The research team created computational models using thousands of hours of transcribed audio recordings of children and adults interacting, allowing them to begin to reverse engineer how adults interpret what small children are saying. Models based solely on the sounds children made in their speech performed relatively poorly in predicting what adults thought children said. The most successful models predicted based on large chunks of previous conversations that provided context for what the children were saying. When the models were retrained on large datasets of adults and children interacting, they performed even better.

According to the researchers, the findings suggest that adults are highly skilled at making these context-based interpretations, which may provide crucial feedback that helps babies acquire language.

An adult with lots of listening experience is bringing to bear extremely sophisticated mechanisms of language understanding, and that is clearly what underlies the ability to understand what young children say.
Roger Levy

“An adult with lots of listening experience is bringing to bear extremely sophisticated mechanisms of language understanding, and that is clearly what underlies the ability to understand what young children say,” says Roger Levy, a professor of brain and cognitive sciences at MIT. “At this point, we don’t have direct evidence that those mechanisms are directly facilitating the bootstrapping of language acquisition in young children, but I think it’s plausible to hypothesize that they are making the bootstrapping more effective and smoothing the path to successful language acquisition by children.”

Levy and Elika Bergelson, an associate professor of psychology at Harvard, are the senior authors of the study, which appears today in Nature Human Behavior. MIT postdoc Stephan Meylan is the lead author of the paper.

How adults understand what kids are saying

Adult listening skills are critical

While many studies have looked into how children learn to speak, the researchers in this project wanted to look at how adults interpret what children say.

“While people have looked historically at a number of features of the learner, and what is it about the child that allows them to learn things from the world, very little has been done to look at how they are understood and how that might influence the process of language acquisition,” Meylan said.

Previous research has shown that when adults speak to each other, they use their beliefs about how other people are likely to talk, and what they’re likely to talk about, to help them understand what their conversational partner is saying. This strategy, known as “noisy channel listening,” makes it easier for adults to handle the complex task of deciphering the acoustic sounds they’re hearing, especially in environments where voices are muffled or there is a lot of background noise, or when speakers have different accents.

In this study, the researchers explored whether adults can also apply this technique to parsing the often seemingly nonsensical utterances produced by children who are learning to talk.

“This problem of interpreting what we hear is even harder for child language than ordinary adult language understanding, which is actually not that easy either, even though we’re very good at it,” Levy says.

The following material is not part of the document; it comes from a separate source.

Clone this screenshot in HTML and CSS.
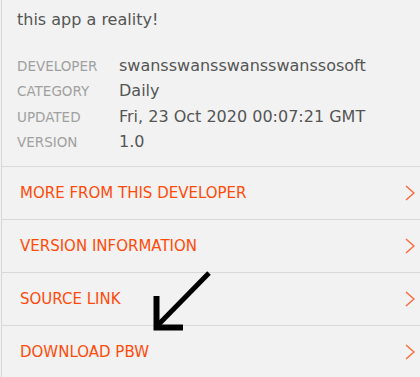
FILE: index.html
```html
<!DOCTYPE html>
<html>
<head>
<meta charset="utf-8">
<link rel="stylesheet" href="styles.css">
</head>
<body>
<div class="panel">
  <p class="desc">Hope it is worth it. Thanks to all who made<br>this app a reality!</p>
  <dl class="meta">
    <div class="meta-row"><dt>Developer</dt><dd>swansswansswansswanssosoft</dd></div>
    <div class="meta-row"><dt>Category</dt><dd>Daily</dd></div>
    <div class="meta-row"><dt>Updated</dt><dd>Fri, 23 Oct 2020 00:07:21 GMT</dd></div>
    <div class="meta-row"><dt>Version</dt><dd>1.0</dd></div>
  </dl>
  <ul class="links">
    <li class="link"><span>More from this developer</span><svg class="chev" viewBox="0 0 10 16"><path d="M1 1 L9 8 L1 15"/></svg></li>
    <li class="link"><span>Version information</span><svg class="chev" viewBox="0 0 10 16"><path d="M1 1 L9 8 L1 15"/></svg></li>
    <li class="link"><span>Source link</span><svg class="chev" viewBox="0 0 10 16"><path d="M1 1 L9 8 L1 15"/></svg></li>
    <li class="link"><span>Download PBW</span><svg class="chev" viewBox="0 0 10 16"><path d="M1 1 L9 8 L1 15"/></svg></li>
  </ul>
  <svg class="arrow" viewBox="0 0 80 80" width="80" height="80"><path class="shaft" d="M67 13 L16 65"/><path class="head" d="M14.5 36 V67.5 H41"/></svg>
</div>
</body>
</html>
```

FILE: styles.css
```css
html, body {
  margin: 0;
  padding: 0;
  background: #f2f2f2;
  height: 100%;
  overflow: hidden;
}
.panel {
  position: relative;
  display: flow-root;
  margin-left: 1px;
  border-left: 1px solid #d8d8d8;
  min-height: 100%;
  font-family: "DejaVu Sans", sans-serif;
  color: #555;
}
.desc {
  margin: -25px 0 0;
  padding: 0 16px 0 15px;
  font-size: 16px;
  line-height: 30px;
  color: #555;
  white-space: nowrap;
}
.meta {
  margin: 20.5px 0 0;
  padding: 0 0 8px 15px;
}
.meta-row {
  display: flex;
  align-items: baseline;
  height: 25.6px;
}
.meta dt {
  width: 102px;
  font-size: 13.5px;
  text-transform: uppercase;
  color: #a0a0a0;
}
.meta dd {
  margin: 0;
  font-size: 16px;
  color: #555;
}
.links {
  list-style: none;
  margin: 0;
  padding: 0;
}
.link {
  display: flex;
  align-items: center;
  justify-content: space-between;
  height: 52px;
  border-top: 1px solid #d9d9d9;
  padding: 0 5px 0 18px;
  font-size: 15px;
  text-transform: uppercase;
  color: #ff4b0a;
}
.chev {
  width: 10px;
  height: 16px;
  fill: none;
  stroke: #ff6a3a;
  stroke-width: 1.5;
}
.arrow {
  position: absolute;
  left: 140px;
  top: 260px;
  fill: none;
  stroke: #000;
}
.arrow .shaft {
  stroke-width: 5;
}
.arrow .head {
  stroke-width: 6;
  stroke-linejoin: miter;
}
```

For this study, the researchers made use of datasets originally generated at Brown University in the early 2000s, which contain hundreds of hours of transcribed conversations between children ages 1 to 3 and their caregivers. The data include both phonetic transcriptions of the sounds produced by the children and the text of what the transcriber believed the child was trying to say.

Based on the phonetic transcription, the researchers used other datasets of child language (which included approximately 18 million spoken words) to train computational language models to predict what words the children were saying in the original dataset. They created many different models using neural networks, varying in the sophistication of their knowledge of conversational topics, grammar, and children’s mispronunciations. They also changed how much of the conversational context each model was allowed to analyze before predicting what the children said. Some models considered only one or two words spoken before the target word, whereas others were permitted to consider up to 20 previous utterances in the exchange.

The researchers found that using the acoustics of what the child said alone did not lead to models that were particularly accurate at predicting what adults thought children said. The models that did best used very rich representations of conversational topics, grammar, and beliefs about what words children are likely to say (ball, dog or baby, rather than mortgage, for example). And much like humans, the models’ predictions improved as they were allowed to consider larger chunks of previous exchanges for context.

A feedback system

The findings suggest that when listening to children, adults base their interpretation of what a child is saying on previous exchanges that they have had. For example, if a dog had been mentioned earlier in the conversation, “da” was more likely to be interpreted by an adult listener as “dog.”

This is an example of a strategy that humans often use in listening to other adults, which is to base their interpretation on “priors,” or expectations based on prior experience. The findings also suggest that when listening to children, adult listeners incorporate expectations of how children commonly mispronounce words, such as “weed” for “read.”

The researchers intend to investigate how adults’ listening skills and subsequent responses to children may aid children’s ability to learn language.

“Most people prefer to talk to others, and I think babies are no exception to this, especially if there are things that they might want, either in a tangible way, like milk or to be picked up, but also in an intangible way in terms of just the spotlight of social attention,” Bergelson said. “It’s a feedback system that might push the kid, with their burgeoning social skills and cognitive skills and everything else, to continue down this path of trying to interact and communicate.”

The researchers hope to study this interplay between child and adult by combining computational models of how children learn language with the new model of how adults respond to what children say.

“We now have this model of an adult listener that we can plug into models of child learners, and then those learners can leverage the feedback provided by the adult model,” says Meylan. “The next frontier is trying to understand how kids are taking the feedback that they get from these adults and build a model of what these children expect that an adult would understand.”